> [GIVEN INSTRUCTION]: Copy every line of the listing that holds the string "React".

Begin DATA SHOWN

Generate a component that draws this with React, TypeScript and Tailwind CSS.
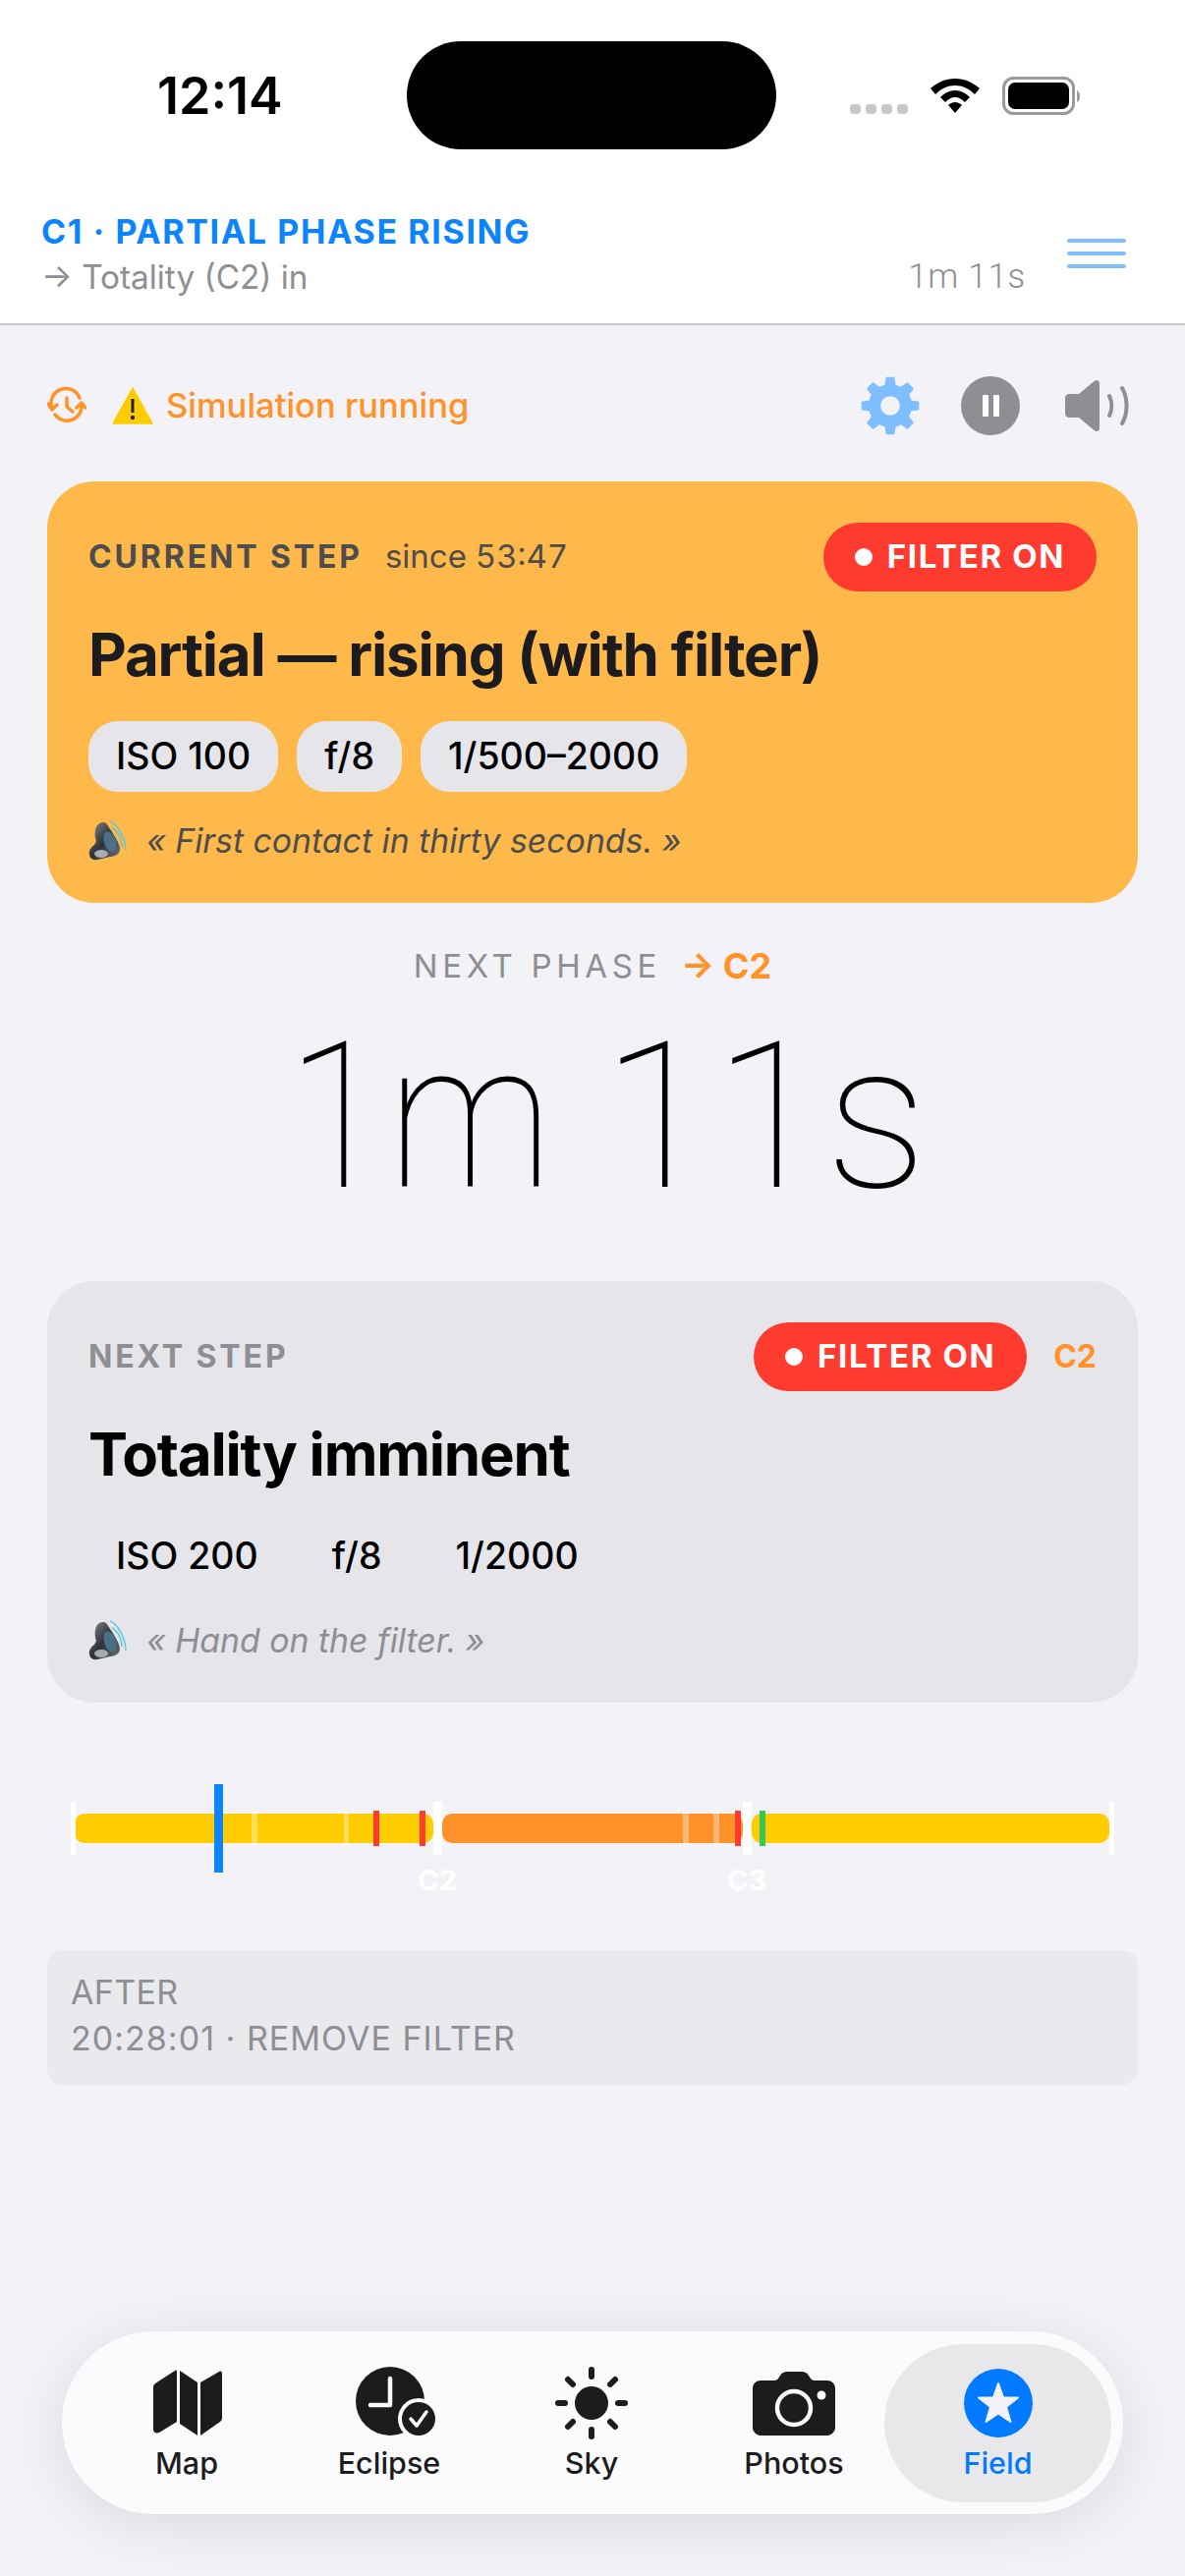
import React from "react";

const font = { fontFamily: "Inter, 'Noto Sans', sans-serif" };

function Speaker() {
  return (
    <svg width="40" height="44" viewBox="0 0 40 44" className="shrink-0">
      <defs>
        <linearGradient id="spk" x1="0" y1="0" x2="1" y2="1">
          <stop offset="0" stopColor="#8a8f96" />
          <stop offset="0.5" stopColor="#2e3136" />
          <stop offset="1" stopColor="#6d7278" />
        </linearGradient>
      </defs>
      <path d="M18 4 C22 10 32 24 32 30 C32 36 26 38 22 38 L14 40 C8 42 2 42 1 36 C0 32 3 28 6 26 L8 22 C6 18 6 8 10 5 C12 3 16 2 18 4Z" fill="url(#spk)" />
      <ellipse cx="22" cy="23" rx="6" ry="11" transform="rotate(-18 22 23)" fill="#4a6f86" />
      <ellipse cx="13" cy="35" rx="7" ry="4" fill="#a7acb2" />
      <path d="M22 2 C30 5 38 20 38 32" fill="none" stroke="#62c7dc" strokeWidth="1.5" />
      <path d="M24 9 C30 12 34 20 34 28" fill="none" stroke="#62c7dc" strokeWidth="1.5" />
    </svg>
  );
}

function FilterPill() {
  return (
    <div className="flex h-[70px] w-[278px] items-center justify-center gap-[15px] rounded-full bg-[#ff3b30] text-[33px] font-bold tracking-[0.05em] text-white">
      <span className="h-[18px] w-[18px] rounded-full bg-white" />
      <span>FILTER ON</span>
    </div>
  );
}

function Chip({ children, bg }: { children: React.ReactNode; bg: boolean }) {
  return (
    <div className={`flex h-[72px] items-center rounded-[30px] px-[28px] text-[37.5px] font-medium text-black ${bg ? "bg-[#e5e5ea]" : ""}`}>
      {children}
    </div>
  );
}

const ticks = [
  { x: 72, w: 5, top: 18, h: 54, c: "#ffffff" },
  { x: 256, w: 5.5, top: 27, h: 36, c: "rgba(255,255,255,.35)" },
  { x: 349.5, w: 5.5, top: 27, h: 36, c: "rgba(255,255,255,.35)" },
  { x: 380, w: 6, top: 27, h: 36, c: "#ff3b30" },
  { x: 427, w: 6, top: 27, h: 36, c: "#ff3b30" },
  { x: 441, w: 9, top: 18, h: 54, c: "#ffffff" },
  { x: 695, w: 6, top: 27, h: 36, c: "rgba(255,255,255,.35)" },
  { x: 726, w: 6, top: 27, h: 36, c: "rgba(255,255,255,.35)" },
  { x: 748, w: 6, top: 27, h: 36, c: "#ff3b30" },
  { x: 756, w: 9, top: 18, h: 54, c: "#ffffff" },
  { x: 773, w: 6, top: 27, h: 36, c: "#34c759" },
  { x: 1129, w: 5, top: 18, h: 54, c: "#ffffff" },
  { x: 217.5, w: 9, top: 0, h: 90, c: "#0a84ff" },
];

function Timeline() {
  return (
    <div className="relative mx-[48px] mt-[83px] h-[110px]">
      <div className="absolute left-[28px] top-[30px] flex h-[30px] w-[1053px]">
        <div className="h-full w-[365px] rounded-[10px] bg-[#ffcc00]" />
        <div className="ml-[9px] h-full w-[306px] rounded-[10px] bg-[#ff9228]" />
        <div className="ml-[9px] h-full w-[364px] rounded-[10px] bg-[#ffcc00]" />
      </div>
      {ticks.map((t, i) => (
        <div
          key={i}
          className="absolute"
          style={{ left: t.x - 48, width: t.w, top: t.top, height: t.h, background: t.c }}
        />
      ))}
      <span className="absolute left-[377px] top-[85px] w-[40px] text-center text-[29px] font-bold leading-[26px] text-white">C2</span>
      <span className="absolute left-[692px] top-[85px] w-[40px] text-center text-[29px] font-bold leading-[26px] text-white">C3</span>
    </div>
  );
}

function TabItem({ label, icon, active }: { label: string; icon: React.ReactNode; active?: boolean }) {
  return (
    <div className={`flex h-[161px] flex-col items-center justify-start pt-[24px] ${active ? "-ml-[11px] w-[231px] rounded-[80px] bg-[#e8e8eb] text-[#007aff]" : "w-[206px] text-[#1c1c1e]"}`}>
      <div className="flex h-[72px] items-center justify-center">{icon}</div>
      <span className="mt-[7px] text-[30.5px] font-medium leading-[36px]">{label}</span>
    </div>
  );
}

export default function App() {
  return (
    <div className="flex min-h-[2622px] flex-col bg-[#f2f2f7]" style={font}>
      <header className="h-[331px] shrink-0 border-b-2 border-[#c9c9cc] bg-white">
        <div className="flex h-[194px] items-start">
          <div className="w-[414px] pt-[71px] pl-[160px] text-[52px] font-semibold leading-[54px] text-black">12:14</div>
          <div className="mt-[42px] h-[110px] w-[376px] rounded-[55px] bg-black" />
          <div className="flex items-start pl-[75px] pt-[78px]">
            <div className="mt-[28px] flex gap-[5px]">
              {[0, 1, 2, 3].map((i) => (
                <span key={i} className="h-[10px] w-[11px] rounded-[4px] bg-[#c7c7cc]" />
              ))}
            </div>
            <svg width="52" height="38" viewBox="0 0 52 38" className="ml-[22px]">
              <path d="M26 2C16 2 8 6 1 12L6 18C12 12 19 9 26 9C33 9 40 12 46 18L51 12C44 6 36 2 26 2Z" />
              <path d="M26 14C20 14 15 17 11 21L16 26C19 23 22 21 26 21C30 21 33 23 36 26L41 21C37 17 32 14 26 14Z" />
              <path d="M26 26C24 26 21 27 19 29L26 37L33 29C31 27 28 26 26 26Z" />
            </svg>
            <svg width="80" height="40" viewBox="0 0 80 40" className="ml-[22px]">
              <rect x="1.5" y="1.5" width="71" height="36" rx="10" fill="none" stroke="#9a9a9e" strokeWidth="3" />
              <rect x="6" y="6" width="62" height="27" rx="7" fill="#000" />
              <path d="M76 14C78 15 79 17 79 20C79 23 78 25 76 26Z" fill="#9a9a9e" />
            </svg>
          </div>
        </div>
        <div className="flex justify-between pl-[42px] pr-[60px]">
          <div className="pt-[21px]">
            <div className="text-[34px] font-bold leading-[42px] tracking-[0.048em] text-[#0a84ff]">C1 · PARTIAL PHASE RISING</div>
            <div className="mt-[4px] text-[33.3px] leading-[42px] text-[#8e8e93]">→ Totality (C2) in</div>
          </div>
          <div className="flex items-start">
            <span className="mt-[67px] text-[35px] font-light leading-[42px] tracking-[0.02em] text-[#8e8e93]" style={{ fontFamily: "Roboto, sans-serif" }}>1m 11s</span>
            <div className="ml-[42px] mt-[49px] flex w-[60px] flex-col gap-[9px]">
              <span className="h-[4px] rounded-full bg-[#7fbfff]" />
              <span className="h-[4px] rounded-full bg-[#7fbfff]" />
              <span className="h-[4px] rounded-full bg-[#7fbfff]" />
            </div>
          </div>
        </div>
      </header>

      <div className="flex h-[159px] items-start justify-between pl-[48px] pr-[54px] pt-[46px]">
        <div className="flex h-[72px] items-center">
          <svg width="40" height="40" viewBox="0 0 40 40" fill="none" stroke="#ff9228" strokeWidth="3.5" strokeLinecap="round" strokeLinejoin="round">
            <path d="M5 23A15 15 0 0 1 33 12" />
            <path d="M35 18A15 15 0 0 1 8 29" />
            <path d="M1 18L5 24L10 19" />
            <path d="M30 22L35 17L39 22" />
            <path d="M20 12V21L26 26" />
          </svg>
          <svg width="42" height="38" viewBox="0 0 42 38" className="ml-[26px]">
            <path d="M21 1L41 37H1Z" fill="#ffcc00" stroke="#ffcc00" strokeWidth="1.5" strokeLinejoin="round" />
            <rect x="19.5" y="12" width="3" height="14" fill="#222" />
            <circle cx="21" cy="31" r="2.2" fill="#222" />
          </svg>
          <span className="ml-[13px] text-[34.5px] font-medium text-[#ff9228]">Simulation running</span>
        </div>
        <div className="flex h-[72px] items-center">
          <svg width="64" height="64" viewBox="0 0 24 24" fill="#7fbfff">
            <path d="M13.6 1h-3.2l-.5 3a8 8 0 0 0-2 .8L5.4 3 3 5.4l1.8 2.5a8 8 0 0 0-.8 2L1 10.4v3.2l3 .5a8 8 0 0 0 .8 2L3 18.6 5.4 21l2.5-1.8a8 8 0 0 0 2 .8l.5 3h3.2l.5-3a8 8 0 0 0 2-.8l2.5 1.8 2.4-2.4-1.8-2.5a8 8 0 0 0 .8-2l3-.5v-3.2l-3-.5a8 8 0 0 0-.8-2L21 5.4 18.6 3l-2.5 1.8a8 8 0 0 0-2-.8zM12 8.3a3.7 3.7 0 1 1 0 7.4 3.7 3.7 0 0 1 0-7.4z" fillRule="evenodd" />
          </svg>
          <div className="ml-[40px] flex h-[60px] w-[60px] items-center justify-center gap-[5px] rounded-full bg-[#8e8e93]">
            <span className="h-[22px] w-[6px] rounded-[1px] bg-white" />
            <span className="h-[22px] w-[6px] rounded-[1px] bg-white" />
          </div>
          <svg width="68" height="54" viewBox="0 0 68 54" className="ml-[46px]" fill="#8e8e93">
            <path d="M32 1C33.5 1 35 2 35 4V50C35 52 33.5 53 32 53C31 53 30 52.5 29 51.5L14 39H4C2 39 0 37 0 35V19C0 17 2 15 4 15H14L29 2.5C30 1.5 31 1 32 1Z" />
            <path d="M45 17C48 23 48 31 45 37M58 9C64 19 64 35 58 45" fill="none" stroke="#8e8e93" strokeWidth="4" strokeLinecap="round" />
          </svg>
        </div>
      </div>

      <section className="mx-[48px] h-[429px] rounded-[48px] bg-[#ffb84a] px-[42px] pt-[42px]">
        <div className="flex items-start justify-between">
          <div className="flex h-[70px] items-center">
            <span className="text-[32px] font-bold tracking-[0.09em] text-[#4d4d4d]">CURRENT STEP</span>
            <span className="ml-[23px] text-[33px] tabular-nums text-[#4d4d4d]">since 53:47</span>
          </div>
          <FilterPill />
        </div>
        <h2 className="mt-[29px] text-[60px] font-bold leading-[70px] tracking-[-0.02em] text-[#1c1c1e]">Partial — rising (with filter)</h2>
        <div className="mt-[33px] flex gap-[19px]">
          <Chip bg>ISO 100</Chip>
          <Chip bg>f/8</Chip>
          <Chip bg>1/500–2000</Chip>
        </div>
        <div className="mt-[28px] flex h-[44px] items-center gap-[19px]">
          <Speaker />
          <span className="text-[33.8px] italic text-[#4d4d4d]">« First contact in thirty seconds. »</span>
        </div>
      </section>

      <div className="mt-[46px] flex h-[36px] items-center justify-center text-[33px] leading-[36px] tracking-[0.14em] text-[#8e8e93]">
        <span>NEXT PHASE</span>
        <span className="ml-[20px] text-[36px] font-bold tracking-normal text-[#ff9228]">→ C2</span>
      </div>

      <div className="mt-[20px] h-[232px] text-center text-[208px] font-thin leading-[232px] text-black" style={{ fontFamily: "Roboto, sans-serif" }}>
        <span className="inline-block origin-right scale-x-[0.9]">1m</span> 11s
      </div>

      <section className="mx-[48px] mt-[51px] h-[429px] rounded-[48px] bg-[#e5e5ea] px-[42px] pt-[42px]">
        <div className="flex items-start justify-between">
          <div className="flex h-[70px] items-center">
            <span className="text-[32px] font-bold tracking-[0.09em] text-[#8e8e93]">NEXT STEP</span>
          </div>
          <div className="flex items-center gap-[27px]">
            <FilterPill />
            <span className="text-[32px] font-bold text-[#ff9228]">C2</span>
          </div>
        </div>
        <h2 className="mt-[29px] text-[60px] font-bold leading-[70px] tracking-[-0.02em] text-black">Totality imminent</h2>
        <div className="mt-[33px] flex gap-[19px]">
          <Chip bg={false}>ISO 200</Chip>
          <Chip bg={false}>f/8</Chip>
          <Chip bg={false}>1/2000</Chip>
        </div>
        <div className="mt-[28px] flex h-[44px] items-center gap-[19px]">
          <Speaker />
          <span className="text-[33.8px] italic text-[#8e8e93]">« Hand on the filter. »</span>
        </div>
      </section>

      <Timeline />

      <div className="mx-[48px] mt-[59px] h-[137px] rounded-[16px] bg-[#e9e9ee] px-[24px] pt-[19px] text-[34px] leading-[47px] tracking-[0.01em] text-[#8e8e93]">
        <div>AFTER</div>
        <div className="tracking-[0.03em]">20:28:01 · REMOVE FILTER</div>
      </div>

      <nav className="mx-[63px] mt-[251px] flex h-[186px] items-center justify-end rounded-[93px] bg-[#fbfbfd] pl-[24px] pr-[12px] shadow-[0_10px_60px_rgba(0,0,0,0.1)]">
        <TabItem
          label="Map"
          icon={
            <svg width="72" height="72" viewBox="0 0 72 72" fill="#1c1c1e">
              <path d="M2 20C2 18 3 17 4 16L24 3C25 2 26 3 26 4V55L8 66C5 67 2 66 2 63Z" />
              <path d="M29 3L47 15V69L29 57Z" />
              <path d="M50 15L69 4C71 3 72 4 72 6V51C72 53 71 54 70 55L50 69Z" />
            </svg>
          }
        />
        <TabItem
          label="Eclipse"
          icon={
            <svg width="82" height="74" viewBox="0 0 82 74" fill="#1c1c1e" className="ml-[14px]">
              <circle cx="35" cy="35" r="35" />
              <path d="M35 12V39H15" fill="none" stroke="#fbfbfd" strokeWidth="4.5" strokeLinecap="round" strokeLinejoin="round" />
              <circle cx="64" cy="53" r="21" fill="#fbfbfd" />
              <circle cx="64" cy="53" r="17" />
              <path d="M56 53L62 60L72 46" fill="none" stroke="#fbfbfd" strokeWidth="3.5" strokeLinecap="round" strokeLinejoin="round" />
            </svg>
          }
        />
        <TabItem
          label="Sky"
          icon={
            <svg width="76" height="76" viewBox="0 0 76 76" fill="#1c1c1e" stroke="#1c1c1e">
              <circle cx="38" cy="38" r="17" stroke="none" />
              <g strokeWidth="6" strokeLinecap="round">
                <path d="M38 4V11M38 65V72M4 38H11M65 38H72M14 14L19 19M57 57L62 62M14 62L19 57M57 19L62 14" />
              </g>
            </svg>
          }
        />
        <TabItem
          label="Photos"
          icon={
            <svg width="84" height="66" viewBox="0 0 84 66">
              <path d="M8 10H22C24 10 25 9 26 8L28 5C30 2 32 1 35 1H50C53 1 55 2 57 5L59 8C60 9 61 10 63 10H76C80 10 84 13 84 18V58C84 62 80 66 76 66H8C4 66 0 62 0 58V18C0 13 4 10 8 10Z" fill="#1c1c1e" />
              <circle cx="42" cy="38" r="17" fill="none" stroke="#fbfbfd" strokeWidth="4.5" />
              <circle cx="70" cy="25" r="4.5" fill="#fbfbfd" />
            </svg>
          }
        />
        <TabItem
          label="Field"
          active
          icon={
            <svg width="70" height="70" viewBox="0 0 70 70">
              <circle cx="35" cy="35" r="35" fill="#007aff" />
              <path d="M35 15L40 29.5H55L43 39L47.5 54L35 45.5L22.5 54L27 39L15 29.5H30Z" fill="#f2f2f7" stroke="#f2f2f7" strokeWidth="2" strokeLinejoin="round" />
            </svg>
          }
        />
      </nav>
    </div>
  );
}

End DATA SHOWN

> [EXERCISE RESULT]:
Generate a component that draws this with React, TypeScript and Tailwind CSS.
import React from "react";
function Chip({ children, bg }: { children: React.ReactNode; bg: boolean }) {
function TabItem({ label, icon, active }: { label: string; icon: React.ReactNode; active?: boolean }) {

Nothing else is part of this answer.